American journalists and journalism prof Dan Gillmor gave the keynote address to the Congress of Journalists of Catalonia (Spain) last week. He chose as his theme free speech, the Donald Trump victory and the need for journalists to be activists.

And please note, this is a speech about a basic American value: Freedom of Speech/Press, presented by an American to a Spanish group of journalists. This is a discussion that is not limited to the States.

You can read the whole speech at Gillmor’s website.

Here are some key points:

I have three goals this morning.

First, to give you my impressions of how journalism performed during this election campaign. The short answer is that journalism failed, with some exceptions.

My second goal is to help you understand why I believe the Trump presidency could well be a turning point – a negative one – for free speech and other fundamental liberties in my country. That would have impact far beyond our shores.

Finally, I want to ask journalists – here and in America and everywhere – to be activists.

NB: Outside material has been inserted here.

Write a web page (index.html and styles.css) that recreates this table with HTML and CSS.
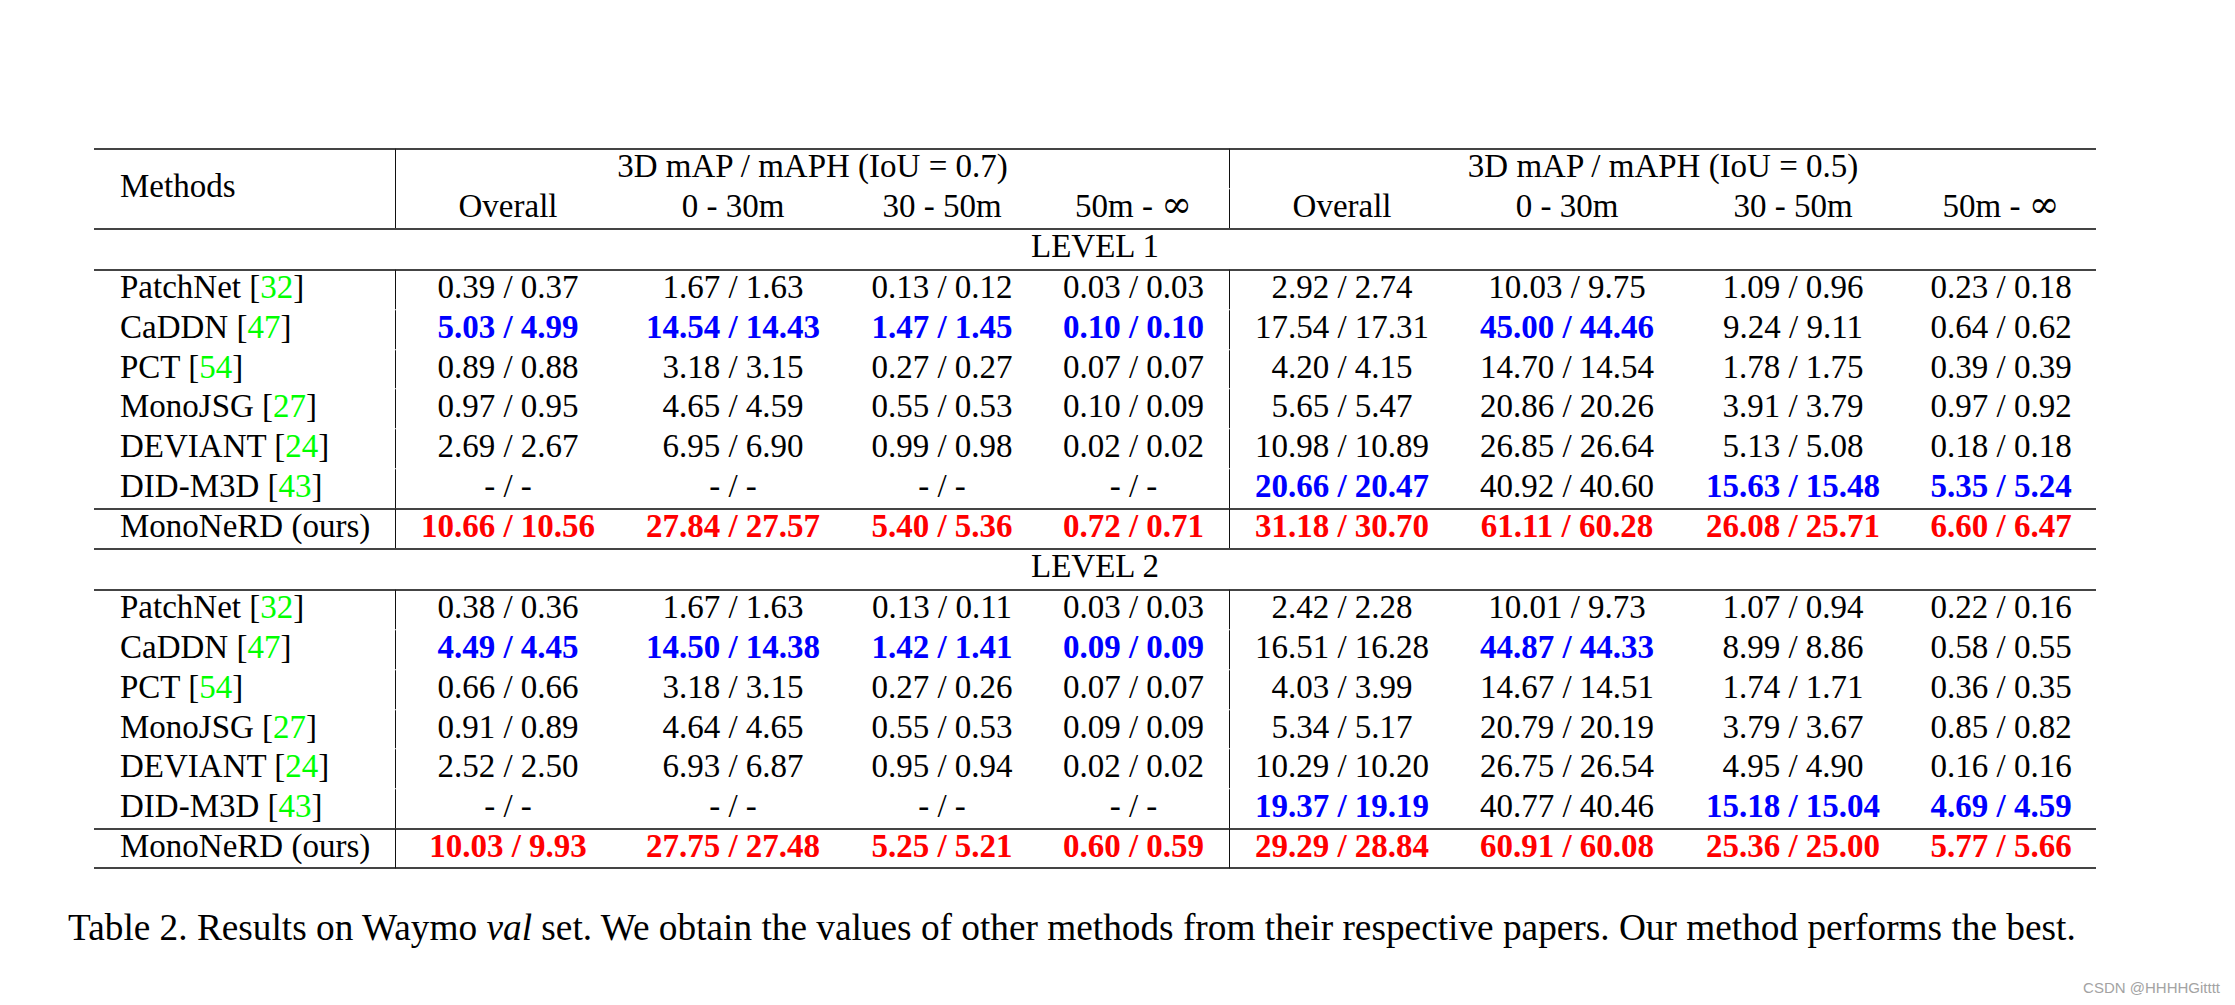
FILE: index.html
```html
<!DOCTYPE html>
<html lang="en">
<head>
<meta charset="utf-8">
<title>Table 2. Results on Waymo val set</title>
<link rel="stylesheet" href="styles.css">
</head>
<body>
<main class="page">
  <table class="results">
    <colgroup>
      <col class="c-m"><col class="c-a"><col class="c-b"><col class="c-c"><col class="c-c">
      <col class="c-a"><col class="c-b"><col class="c-b"><col class="c-d">
    </colgroup>
    <thead>
      <tr class="rule">
        <th rowspan="2" class="m sep">Methods</th>
        <th colspan="4" class="sep">3D mAP / mAPH (IoU = 0.7)</th>
        <th colspan="4">3D mAP / mAPH (IoU = 0.5)</th>
      </tr>
      <tr>
        <th>Overall</th><th>0 - 30m</th><th>30 - 50m</th><th class="sep">50m - <span class="inf">∞</span></th>
        <th>Overall</th><th>0 - 30m</th><th>30 - 50m</th><th>50m - <span class="inf">∞</span></th>
      </tr>
    </thead>
    <tbody>
      <tr class="rule level"><td colspan="9">LEVEL 1</td></tr>
      <tr class="rule data">
        <td class="m sep">PatchNet [<span class="cite">32</span>]</td>
        <td>0.39 / 0.37</td><td>1.67 / 1.63</td><td>0.13 / 0.12</td><td class="sep">0.03 / 0.03</td>
        <td>2.92 / 2.74</td><td>10.03 / 9.75</td><td>1.09 / 0.96</td><td>0.23 / 0.18</td>
      </tr>
      <tr class="data">
        <td class="m sep">CaDDN [<span class="cite">47</span>]</td>
        <td class="b">5.03 / 4.99</td><td class="b">14.54 / 14.43</td><td class="b">1.47 / 1.45</td><td class="b sep">0.10 / 0.10</td>
        <td>17.54 / 17.31</td><td class="b">45.00 / 44.46</td><td>9.24 / 9.11</td><td>0.64 / 0.62</td>
      </tr>
      <tr class="data">
        <td class="m sep">PCT [<span class="cite">54</span>]</td>
        <td>0.89 / 0.88</td><td>3.18 / 3.15</td><td>0.27 / 0.27</td><td class="sep">0.07 / 0.07</td>
        <td>4.20 / 4.15</td><td>14.70 / 14.54</td><td>1.78 / 1.75</td><td>0.39 / 0.39</td>
      </tr>
      <tr class="data">
        <td class="m sep">MonoJSG [<span class="cite">27</span>]</td>
        <td>0.97 / 0.95</td><td>4.65 / 4.59</td><td>0.55 / 0.53</td><td class="sep">0.10 / 0.09</td>
        <td>5.65 / 5.47</td><td>20.86 / 20.26</td><td>3.91 / 3.79</td><td>0.97 / 0.92</td>
      </tr>
      <tr class="data">
        <td class="m sep">DEVIANT [<span class="cite">24</span>]</td>
        <td>2.69 / 2.67</td><td>6.95 / 6.90</td><td>0.99 / 0.98</td><td class="sep">0.02 / 0.02</td>
        <td>10.98 / 10.89</td><td>26.85 / 26.64</td><td>5.13 / 5.08</td><td>0.18 / 0.18</td>
      </tr>
      <tr class="data">
        <td class="m sep">DID-M3D [<span class="cite">43</span>]</td>
        <td>- / -</td><td>- / -</td><td>- / -</td><td class="sep">- / -</td>
        <td class="b">20.66 / 20.47</td><td>40.92 / 40.60</td><td class="b">15.63 / 15.48</td><td class="b">5.35 / 5.24</td>
      </tr>
      <tr class="rule ours ours-1">
        <td class="m sep">MonoNeRD (ours)</td>
        <td class="r">10.66 / 10.56</td><td class="r">27.84 / 27.57</td><td class="r">5.40 / 5.36</td><td class="r sep">0.72 / 0.71</td>
        <td class="r">31.18 / 30.70</td><td class="r">61.11 / 60.28</td><td class="r">26.08 / 25.71</td><td class="r">6.60 / 6.47</td>
      </tr>
      <tr class="rule level"><td colspan="9">LEVEL 2</td></tr>
      <tr class="rule data">
        <td class="m sep">PatchNet [<span class="cite">32</span>]</td>
        <td>0.38 / 0.36</td><td>1.67 / 1.63</td><td>0.13 / 0.11</td><td class="sep">0.03 / 0.03</td>
        <td>2.42 / 2.28</td><td>10.01 / 9.73</td><td>1.07 / 0.94</td><td>0.22 / 0.16</td>
      </tr>
      <tr class="data">
        <td class="m sep">CaDDN [<span class="cite">47</span>]</td>
        <td class="b">4.49 / 4.45</td><td class="b">14.50 / 14.38</td><td class="b">1.42 / 1.41</td><td class="b sep">0.09 / 0.09</td>
        <td>16.51 / 16.28</td><td class="b">44.87 / 44.33</td><td>8.99 / 8.86</td><td>0.58 / 0.55</td>
      </tr>
      <tr class="data">
        <td class="m sep">PCT [<span class="cite">54</span>]</td>
        <td>0.66 / 0.66</td><td>3.18 / 3.15</td><td>0.27 / 0.26</td><td class="sep">0.07 / 0.07</td>
        <td>4.03 / 3.99</td><td>14.67 / 14.51</td><td>1.74 / 1.71</td><td>0.36 / 0.35</td>
      </tr>
      <tr class="data">
        <td class="m sep">MonoJSG [<span class="cite">27</span>]</td>
        <td>0.91 / 0.89</td><td>4.64 / 4.65</td><td>0.55 / 0.53</td><td class="sep">0.09 / 0.09</td>
        <td>5.34 / 5.17</td><td>20.79 / 20.19</td><td>3.79 / 3.67</td><td>0.85 / 0.82</td>
      </tr>
      <tr class="data">
        <td class="m sep">DEVIANT [<span class="cite">24</span>]</td>
        <td>2.52 / 2.50</td><td>6.93 / 6.87</td><td>0.95 / 0.94</td><td class="sep">0.02 / 0.02</td>
        <td>10.29 / 10.20</td><td>26.75 / 26.54</td><td>4.95 / 4.90</td><td>0.16 / 0.16</td>
      </tr>
      <tr class="data">
        <td class="m sep">DID-M3D [<span class="cite">43</span>]</td>
        <td>- / -</td><td>- / -</td><td>- / -</td><td class="sep">- / -</td>
        <td class="b">19.37 / 19.19</td><td>40.77 / 40.46</td><td class="b">15.18 / 15.04</td><td class="b">4.69 / 4.59</td>
      </tr>
      <tr class="rule ours ours-2">
        <td class="m sep">MonoNeRD (ours)</td>
        <td class="r">10.03 / 9.93</td><td class="r">27.75 / 27.48</td><td class="r">5.25 / 5.21</td><td class="r sep">0.60 / 0.59</td>
        <td class="r">29.29 / 28.84</td><td class="r">60.91 / 60.08</td><td class="r">25.36 / 25.00</td><td class="r">5.77 / 5.66</td>
      </tr>
    </tbody>
  </table>
  <p class="caption">Table 2. Results on Waymo <i>val</i> set. We obtain the values of other methods from their respective papers. Our method performs the best.</p>
  <footer class="mark">CSDN @HHHHGitttt</footer>
</main>
</body>
</html>
```

FILE: styles.css
```css
html, body {
  margin: 0;
  padding: 0;
  background: #ffffff;
}

.page {
  width: 2235px;
  height: 1005px;
  padding-top: 148px;
  box-sizing: border-box;
  font-family: "Liberation Serif", "Times New Roman", serif;
  color: #000;
  overflow: hidden;
}

.results {
  margin-left: 94px;
  width: 2002px;
  table-layout: fixed;
  border-collapse: separate;
  border-spacing: 0;
  font-size: 33px;
}

.c-m { width: 302px; }
.c-a { width: 224px; }
.c-b { width: 226px; }
.c-c { width: 192px; }
.c-d { width: 190px; }

.results th,
.results td {
  padding: 0 0 5px 0;
  line-height: 33px;
  font-weight: normal;
  text-align: center;
  white-space: nowrap;
  vertical-align: top;
  border-top: 2px solid transparent;
}

.results tr.rule > th,
.results tr.rule > td {
  border-top-color: #444;
}

.results .m {
  text-align: left;
  padding-left: 26px;
}

.results th.m {
  vertical-align: middle;
}

.results .sep {
  border-right: 1px solid #111;
}

.results .inf {
  font-family: "DejaVu Serif", serif;
  font-size: 1.12em;
  line-height: 0;
}

.results tr.data > td { padding-bottom: 4.8px; }
.results tr.level > td { padding-bottom: 6px; }
.results tr.ours-1 > td { padding-bottom: 5.5px; }
.results tr.ours-2 > td {
  padding-bottom: 4px;
  border-bottom: 2px solid #444;
}

.results .cite { color: #00ff00; }
.results .b { color: #0000ff; font-weight: bold; }
.results .r { color: #ff0000; font-weight: bold; }

.caption {
  margin: 37.5px 0 0 68px;
  font-size: 37.3px;
  line-height: 42px;
  white-space: nowrap;
}

.mark {
  display: flex;
  justify-content: flex-end;
  margin-top: 30px;
  padding-right: 15px;
  font-family: "Liberation Sans", Arial, sans-serif;
  font-size: 15px;
  line-height: 17px;
  color: #a3a3a3;
}
```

Activists for freedom of expression, among the liberties that are at the core of societies where freedom is an institution, not just a word.

Activists for media literacy, the foundation of which is critical thinking.


Our media organizations helped create the climate for someone like Trump to succeed. They’ve been selling fear for decades. For example, in America, at a time the lowest crime rates in many decades, our media have persuaded the public that the risk of being a victim is higher than ever. The risk of any individual person in America becoming a victim is terrorism is exceedingly low, but our media have persuaded the public that the opposite is true.


Trump drew audiences, which boosted ratings, and advertisers sent money. The head of CBS, one of the US media companies that profited wildly from Trump, will be infamous forever for what he said at a business conference early this year: “The money’s rolling in and this is fun. I’ve never seen anything like this, and this going to be a very good year for us. Sorry. It’s a terrible thing to say. But, bring it on, Donald. Keep going.”

This leader of business said, most infamously, “It may not be good for America, but it’s damn good for CBS.”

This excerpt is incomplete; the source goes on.